On Friday, 27 April 2018 at 00:21:51 UTC, sarn wrote:
I think you've got the technical answer already (just don't
link in phobos2) but I'll add my 2c that Phobosless programming
isn't just possible but realistically doable. It's a shame to
go without Phobos because it's got so much higher-level
functionality, but if you're okay with writing things from the
ground up in C-like code, it works. Most third-party D
libraries depend on Phobos, though, so it's mostly DIY and
using bindings to other languages.
Right, that’s the plan for the program itself. Even without D we
would be talking to services as directly as possible, and third
party libraries would come in as C code and be tweaked to work
in-house. Performance is paramount with this, which is why I was
so pleased to find out about the ‘-betterC’ switch in
development, even though we may have gotten by with a minimal D
runtime. The ecosystem at work here is really something else :)

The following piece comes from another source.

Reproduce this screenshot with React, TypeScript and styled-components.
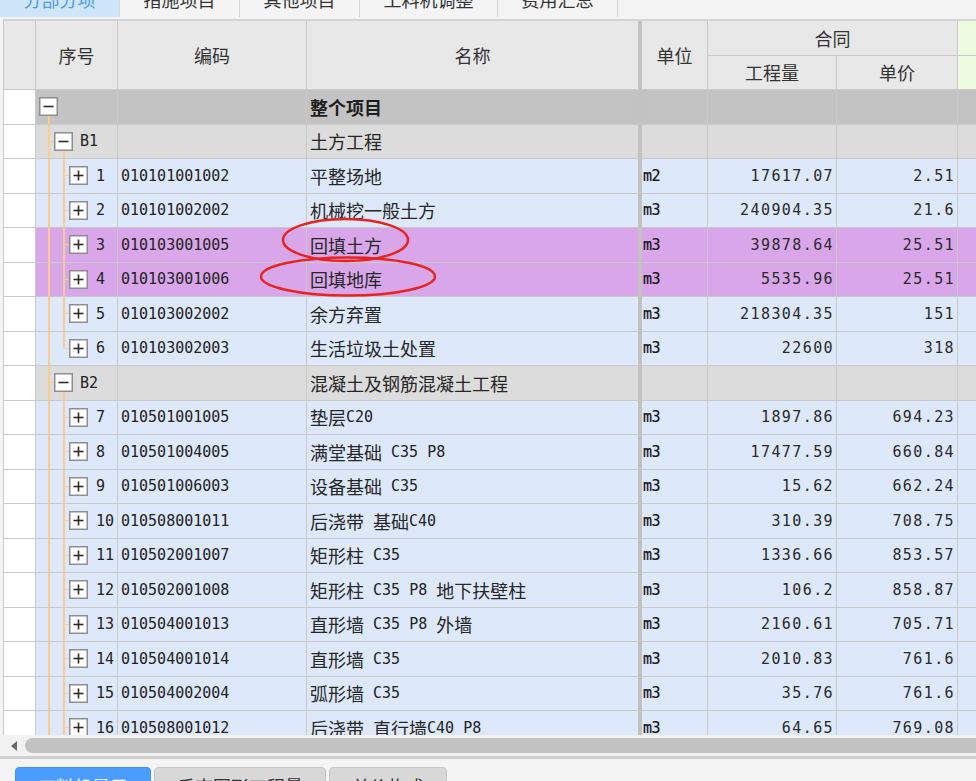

On Friday, 27 April 2018 at 00:21:51 UTC, sarn wrote:
Have a look at the standard library here:
https://dlang.org/phobos/index.html
Basically, all the std.* is Phobos, and most of the core.*
stuff needs linking with the D runtime library. However,
there's a bunch of bindings to standard C stuff in core.stdc.*
that only need the C runtime and standard library, and these
come in really handy when you're not using Phobos. (There are
more platform-specific C bindings in core.sys.* that aren't
listed on that page.) Also, there are some other things in
core.bitop and core.atomic (probably more) that don't need
linking to druntime.
Right. So there isn’t anything in core.* that would be in
libphobos, only D runtime? And std.* depends on both, that is
correct? Just want to be sure there aren’t edge cases or
exceptions, it would be a handy rule of thumb.